Sem a menor dúvida as novas tarifas das geradoras trarão enormes problemas para o equilíbrio financeiro das empresas estatais. No caso da Chesf o atual preço médio da energia cobrado é atualmente de R$ 92,00/MW. Os novos valores médios (calculado simplesmente como a média aritmética) será de R$ 6,52/MWh, portanto uma redução de 93%. Pode-se dizer que o custo da energia não irá baixar, apenas será vendida, como afirma o governo, incluindo os custos regulatórios de operação, manutenção, administração, entre outros, sem remunerar o seu valor. Segundo estudos realizados por técnicos da Chesf o valor mínimo do MWh para a cobertura dos vários encargos da empresa seria de R$ 67,00. O governo calculou e impôs um valor 10 vezes menor.

Pode-se imaginar que a curto prazo, a companhia ficará bem capitalizada pelo volume do ressarcimento, que somado a indenização dos ativos de transmissão de R$ 1,58 bilhões totalizará R$ 6,7 bilhões, que poderá ser sacado a vista ou em parcelas.  Todavia a receita anual via tarifa, obtida pela Chesf e pelas outras geradoras estatais, despencará. A empresa terá praticamente um mês para revisar seus cálculos e decidir se quer ou não renovar os contratos até 31 de outubro de 2042.

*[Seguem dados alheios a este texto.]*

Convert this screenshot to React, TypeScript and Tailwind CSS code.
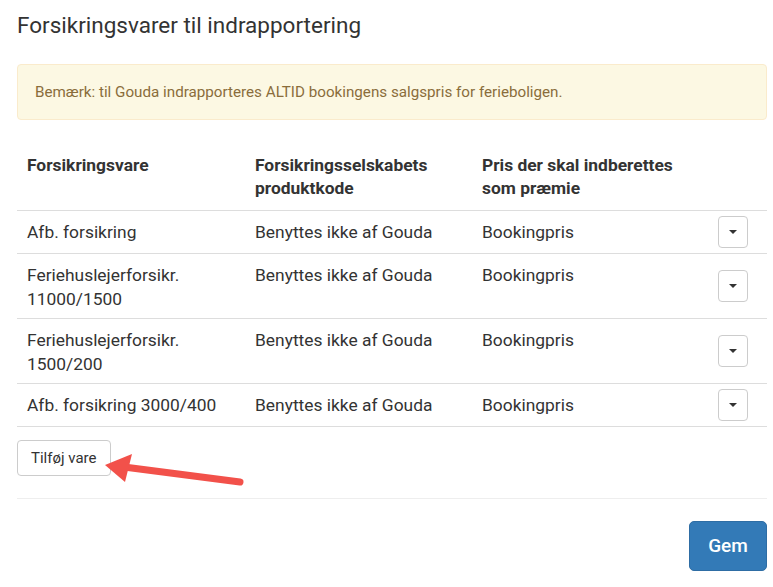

O debate agora será no campo legislativo, já que estão marcadas para as próximas semanas as audiências públicas na Comissão Especial da MP nº 579, que trouxe as regras para a renovação das concessões. A bola agora está com o Congresso. Os parlamentares sofrerão a pressão democrática da sociedade organizada, e espera-se que o interesse público prevaleça, ou seja, mantendo fortes as estatais elétricas.